For titles of FASB Accounting Standards Codification (ASC) references, see Deloitte’s “Titles of Topics and Subtopics in the FASB Accounting Standards Codification.”
This alert does not address all amendments required by ASU 2010-06. For a complete discussion of the amendments, readers are encouraged to refer to the ASU itself as well as to Deloitte’s January 22, 2010, Heads Up.
ASC 820-10-50-2(bb) specifically relates to transfers between Level 1 and Level 2 of the fair value hierarchy. However, note that the guidance in ASC 820-10-50-2(bb) is consistent with the guidance in ASC 820-10-50-2(c)(3) on transfers into and out of Level 3.

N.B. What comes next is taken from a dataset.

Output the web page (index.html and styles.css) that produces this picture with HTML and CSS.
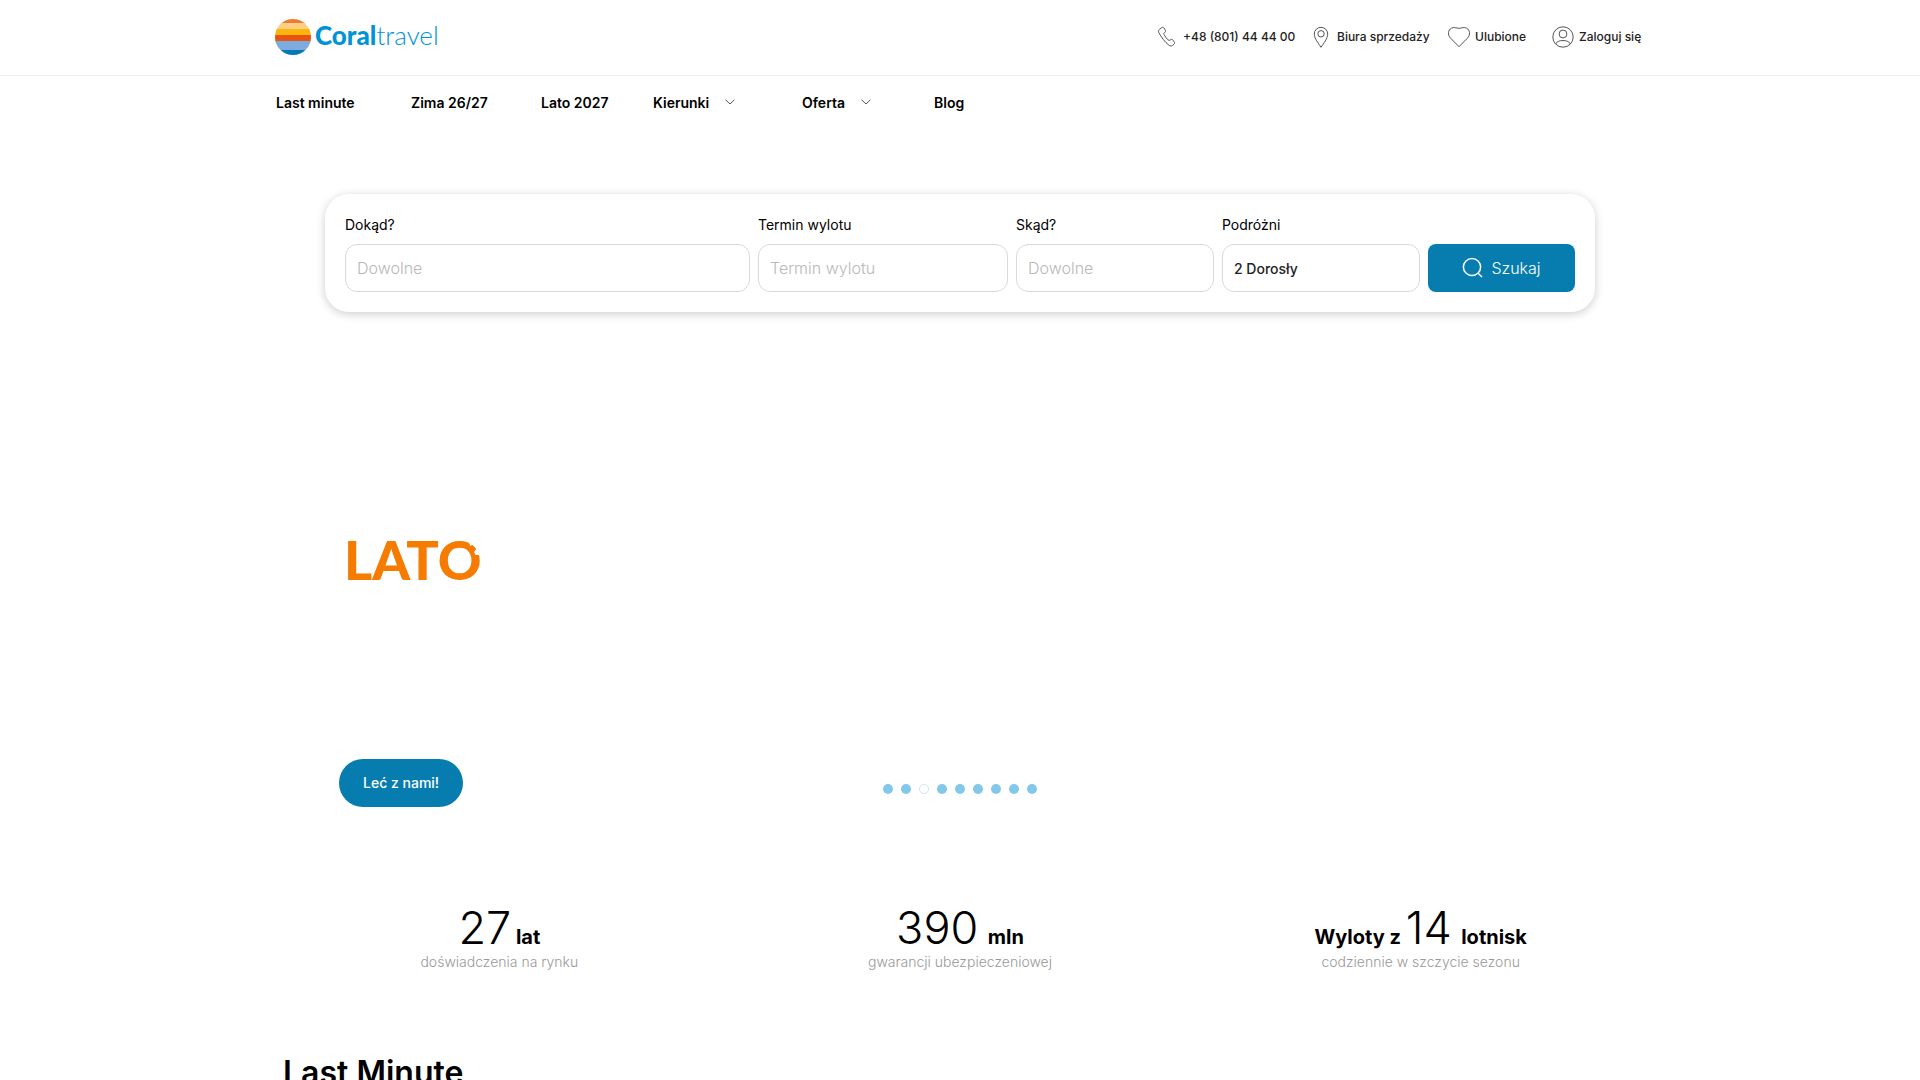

A detailed discussion of the disclosure requirements of ASC 815 (as amended by FASB Statement No. 161, Disclosures About Derivative Instruments and Hedging Activities) is beyond the scope of this alert. Subscribers to Technical Library: The Deloitte Accounting Research Tool are encouraged to refer to Deloitte’s interpretive guidance on derivative disclosures.
ASC 820-10-50-2 specifically relates to assets and liabilities measured at fair value on a recurring basis. However, note that the guidance on the determination of class and the disclosures about inputs and valuation techniques is consistent for recurring and nonrecurring fair value measurements.